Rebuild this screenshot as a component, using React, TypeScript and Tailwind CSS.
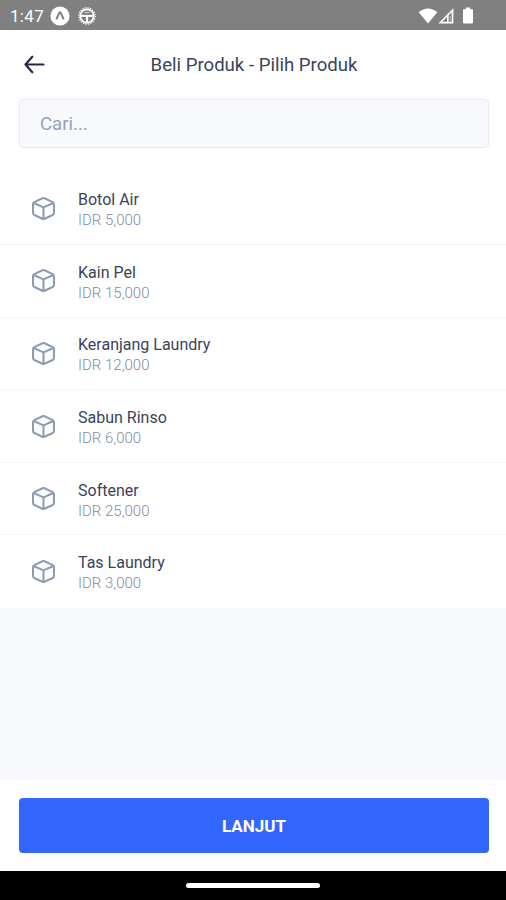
import React from 'react';

const products = [
  { name: 'Botol Air', price: 'IDR 5,000' },
  { name: 'Kain Pel', price: 'IDR 15,000' },
  { name: 'Keranjang Laundry', price: 'IDR 12,000' },
  { name: 'Sabun Rinso', price: 'IDR 6,000' },
  { name: 'Softener', price: 'IDR 25,000' },
  { name: 'Tas Laundry', price: 'IDR 3,000' },
];

const CubeIcon = () => (
  <svg
    className="w-[31px] h-[31px] shrink-0 text-[#8f9bb3]"
    xmlns="http://www.w3.org/2000/svg"
    viewBox="0 0 24 24"
    fill="none"
    stroke="currentColor"
    strokeWidth="1.6"
    strokeLinejoin="round"
  >
    <path d="M11.2 4.1 4.9 7.05Q3.9 7.6 3.9 8.5v7q0 1 1 1.5l6.3 2.95q.8.35 1.6 0l6.3-2.95q1-.5 1-1.5v-7q0-.9-1-1.45L12.8 4.1q-.8-.35-1.6 0z" />
    <path d="M4.4 7.7 12 11.1l7.6-3.4M12 11.1v8.7" />
  </svg>
);

const StatusBar = () => (
  <div className="flex h-[30px] shrink-0 items-center justify-between bg-[#808080] pl-[10px] pr-[32px] pt-px text-white">
    <div className="flex items-center">
      <span className="w-[40px] text-[17px] leading-5 tracking-[0.3px]">1:47</span>
      <svg className="h-5 w-5" viewBox="0 0 20 20">
        <circle cx="10" cy="10" r="9.6" fill="white" />
        <path d="M6.3 13.4 8.9 7.5Q10 5.2 11.1 7.5l2.6 5.9" fill="none" stroke="#808080" strokeWidth="2" />
      </svg>
      <svg className="ml-[8px] h-[18px] w-[18px]" viewBox="0 0 18 18" fill="none" stroke="white">
        <circle cx="9" cy="9" r="8.1" strokeWidth="1.2" strokeDasharray="1.5 1.05" />
        <circle cx="9" cy="9" r="6.7" strokeWidth="1.7" />
        <path d="M3 8.9h12" strokeWidth="2" />
        <path d="M9 9v7" strokeWidth="2.2" />
        <path d="M6.5 5.5h5" strokeWidth=".6" />
      </svg>
    </div>
    <div className="flex items-center">
      <svg className="h-4 w-5" viewBox="0 0 20 16" fill="white">
        <path d="M.7 4.3Q10-3.2 19.3 4.3L10 15.5z" />
      </svg>
      <svg className="h-4 w-4" viewBox="0 0 16 16">
        <path d="M15.4.3v15.1H.3z" fill="white" />
        <path d="M9 8.9v4.9H4.1z" fill="#808080" />
        <path d="M10.6 7.3 13.7 4.2v9.6h-3.1z" fill="#808080" />
        <path d="M12.2 8v5.8" stroke="#b8b8b8" strokeWidth="1" />
      </svg>
      <svg className="ml-[8px] h-[17px] w-[12px]" viewBox="0 0 12 17" fill="white">
        <path d="M3.8.5h4.4v1.7H10q1 0 1 1v12.3q0 1-1 1H2q-1 0-1-1V3.2q0-1 1-1h1.8z" />
      </svg>
    </div>
  </div>
);

const App = () => {
  return (
    <div className="flex h-[900px] w-[506px] flex-col overflow-hidden bg-[#f7f9fc] font-[Roboto,sans-serif]">
      <StatusBar />

      {/* header */}
      <div className="shrink-0 bg-white">
        <div className="flex h-[69px] items-center px-[19px]">
          <svg
            className="h-[31px] w-[31px] shrink-0 text-[#222b45]"
            xmlns="http://www.w3.org/2000/svg"
            viewBox="0 0 24 24"
            fill="none"
            stroke="currentColor"
            strokeWidth="1.7"
            strokeLinecap="round"
            strokeLinejoin="round"
          >
            <path d="M19 12H5M10.3 6 5 12l5.3 6" />
          </svg>
          <h1 className="flex-1 pr-[29px] pt-[3px] text-center text-[18.6px] text-[#3b4359]">
            Beli Produk - Pilih Produk
          </h1>
        </div>
        <div className="px-[19px] pb-[24.5px]">
          <input
            className="block h-[49px] w-[470px] rounded border border-[#e4e9f2] bg-[#f7f9fc] px-5 text-[18.6px] placeholder-[#97a2b9] outline-none"
            placeholder="Cari..."
          />
        </div>
      </div>

      {/* product list */}
      <ul className="shrink-0 bg-white">
        {products.map((product) => (
          <li
            key={product.name}
            className="flex h-[72.6px] items-center border-b border-[#f2f5fa] pl-7 last:border-transparent"
          >
            <CubeIcon />
            <div className="ml-[19px] pt-[4px]">
              <p className="text-[16px] leading-[21px] text-[#3b4359]">{product.name}</p>
              <p className="text-[15px] font-light leading-[21px] text-[#7f8ba6]">{product.price}</p>
            </div>
          </li>
        ))}
      </ul>

      <div className="mt-auto h-[91px] shrink-0 bg-white px-[19px] pt-[18px]">
        <button className="h-[55px] w-[470px] rounded bg-[#3366ff] pt-[2px] text-[17px] font-bold text-white">
          LANJUT
        </button>
      </div>

      {/* navigation bar */}
      <div className="flex h-[29px] shrink-0 items-center justify-center bg-black">
        <div className="h-[5px] w-[134px] rounded-full bg-white" />
      </div>
    </div>
  );
};

export default App;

========

What the task requires
Every line that holds the word "React" should be extracted.

Finished exercise
Rebuild this screenshot as a component, using React, TypeScript and Tailwind CSS.
import React from 'react';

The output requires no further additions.